Mehdi Ben Barka (Arabic: المهدي بن بركة‎; 1920 – disappeared 29 October 1965) was a Moroccan politician, head of the left-wing National Union of Popular Forces (UNPF) and secretary of the Tricontinental Conference. An opponent of French Imperialism and King Hassan II, he "disappeared" in Paris in 1965. Many theories attempting to explain what happened to him were put forward over the years; but it was not until 2018 that details of his disappearance were established by Israeli journalist and author Ronen Bergman in his book Rise And Kill First: The Secret History of Israel's Targeted Assassinations. Based on research and interviews with Israeli intelligence operatives involved in planning the kidnapping of Barka, Bergman concluded that he was murdered by Moroccan agents and French police, who ended up disposing of his body.[1]

Background[edit]

Youth and the fight for Moroccan independence[edit]

Mehdi Ben Barka

Mehdi Ben Barka was born into a middle class family in Rabat; his father Ahmed Ben M'hammed Ben Barka was at the beginning of his career, serving as personal secretary of the Pasha of Tangier, before becoming a businessman in Rabat, and his mother Lalla Fatouma Bouanane, was a stay-at-home mom.[2] He was one of the very few Moroccan children not from the bourgeoisie to have access to a good education, and received his baccalauréat diploma from Lycée Lyautey with high honors at a time when Morocco only produced about 20 or so graduates of baccalauréat secondary school programs per year.
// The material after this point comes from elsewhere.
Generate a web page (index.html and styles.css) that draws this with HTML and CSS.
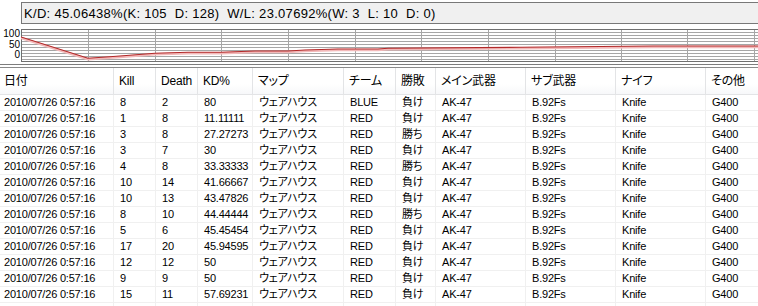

In response to the Berber Dahir of May 16, 1930, which placed Amazigh populations under the jurisdiction of the French authorities, 14-year-old Mehdi Ben Barka joined the Comité d'action marocaine, the first political movement born under the protectorate.

As a 17 year old, he became one of the youngest members of Allal al-Fassi's National Party for the Realization of Reforms (الحركة الوطنية لتحقيق الإصلاحات), which would become the Istiqlal Party a few years later. In 1940, he went to Algiers to continue his studies in mathematics. The Algerian People's Party influenced him to broaden the scale of his nationalism to incorporate all of North Africa. He could not disassociate the fate of Morocco from the fate of the entire Maghreb.[3]

In 1950 became the first Moroccan Muslim to get a degree in mathematics at an official French school.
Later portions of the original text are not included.